* **Aim of the task**
Check each line of the records for "React"; collect those that have it.
══ Material for this exercise ══
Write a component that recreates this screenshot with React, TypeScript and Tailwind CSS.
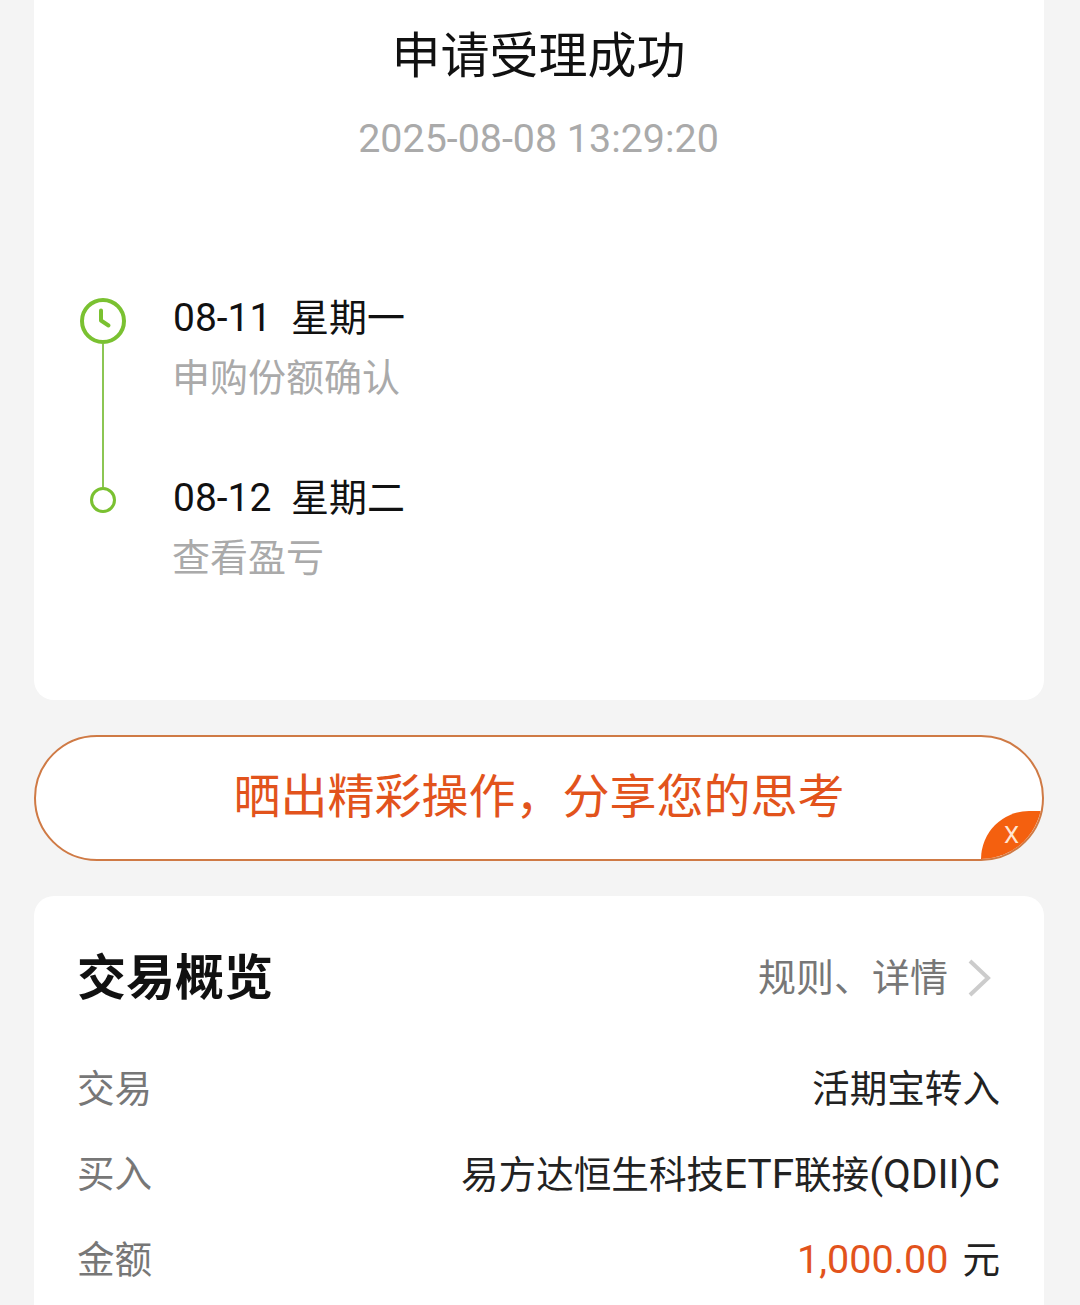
const font = { fontFamily: '"Roboto", "Noto Sans CJK SC", sans-serif' }

function ClockIcon() {
  return (
    <svg width="46" height="46" viewBox="0 0 46 46" fill="none" className="shrink-0">
      <circle cx="23" cy="23" r="21" stroke="#7ac131" strokeWidth="4" />
      <path d="M21 12.5V22.5L28.5 27.5" stroke="#7ac131" strokeWidth="4" strokeLinejoin="round" strokeLinecap="round" />
    </svg>
  )
}

function Step({ date, day, note }: { date: string; day: string; note: string }) {
  return (
    <div className="h-[60px]">
      <div className="flex h-[38px] items-center pt-[2px] text-[38px] leading-none text-[#111]">
        <span className="w-[118px] text-[39px]">{date}</span>
        <span>{day}</span>
      </div>
      <div className="mt-[20px] -ml-px text-[38px] leading-[44px] text-[#aaaaaa]">{note}</div>
    </div>
  )
}

function Row({ label, children }: { label: string; children: React.ReactNode }) {
  return (
    <div className="flex h-[44px] items-center justify-between text-[37.6px]">
      <span className="-ml-px text-[#777777]">{label}</span>
      <span className="text-[#222]">{children}</span>
    </div>
  )
}

export default function App() {
  return (
    <div style={font} className="h-[1305px] overflow-hidden bg-[#f4f4f4] pr-[36px] pl-[34px]">
      <section className="h-[700px] rounded-b-[20px] bg-white pt-[28px]">
        <h1 className="-ml-px text-center text-[49px] leading-[58px] font-normal text-[#111]">申请受理成功</h1>
        <p className="mt-[31px] -ml-px text-center text-[39.4px] leading-[44px] text-[#aaaaaa]">2025-08-08 13:29:20</p>
        <div className="mt-[137px] flex pl-[46px]">
          <div className="flex w-[46px] flex-col items-center">
            <ClockIcon />
            <div className="h-[143px] w-[2px] bg-[#8cc653]" />
            <div className="size-[26px] rounded-full border-[3px] border-[#7ac131]" />
          </div>
          <div className="ml-[47px] flex flex-col gap-[120px]">
            <Step date="08-11" day="星期一" note="申购份额确认" />
            <Step date="08-12" day="星期二" note="查看盈亏" />
          </div>
        </div>
      </section>

      <div className="relative mt-[35px] flex h-[126px] items-center justify-center overflow-hidden rounded-full border-2 border-[#cf7a45] bg-white">
        <span className="-mt-[2px] text-[47px] text-[#e2531c]">晒出精彩操作，分享您的思考</span>
        <span className="absolute right-0 bottom-0 flex h-[48px] w-[61px] items-center justify-center rounded-tl-[48px] rounded-br-[48px] bg-[#f4600f] text-[24px] text-[#ffe6d2]">
          X
        </span>
      </div>

      <section className="mt-[35px] h-[500px] rounded-t-[20px] bg-white pt-[47px] pr-[44px] pl-[44px]">
        <div className="flex h-[70px] items-center justify-between">
          <h2 className="-ml-px text-[49px] leading-none font-bold text-[#111]">交易概览</h2>
          <div className="flex items-center text-[38px] text-[#777777]">
            <span>规则、详情</span>
            <svg width="26" height="40" viewBox="0 0 26 40" fill="none" className="mr-[7px] ml-[19px]">
              <path d="M3 3L21 20L3 37" stroke="#cccccc" strokeWidth="4" />
            </svg>
          </div>
        </div>
        <div className="mt-[54px] flex flex-col gap-[41.5px]">
          <Row label="交易">活期宝转入</Row>
          <Row label="买入">
            易方达恒生科技<span className="text-[40.5px]">ETF</span>联接<span className="text-[40.5px]">(QDII)C</span>
          </Row>
          <Row label="金额">
            <span className="text-[39.5px] text-[#e2531c]">1,000.00</span>
            <span className="ml-[14px]">元</span>
          </Row>
        </div>
      </section>
    </div>
  )
}
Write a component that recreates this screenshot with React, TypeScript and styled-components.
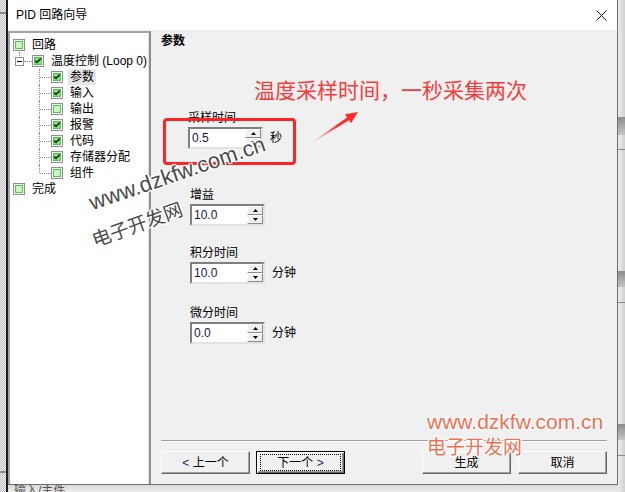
═══
* **Answer to the task**
Write a component that recreates this screenshot with React, TypeScript and Tailwind CSS.
function Row({ label, children }: { label: string; children: React.ReactNode }) {
Write a component that recreates this screenshot with React, TypeScript and styled-components.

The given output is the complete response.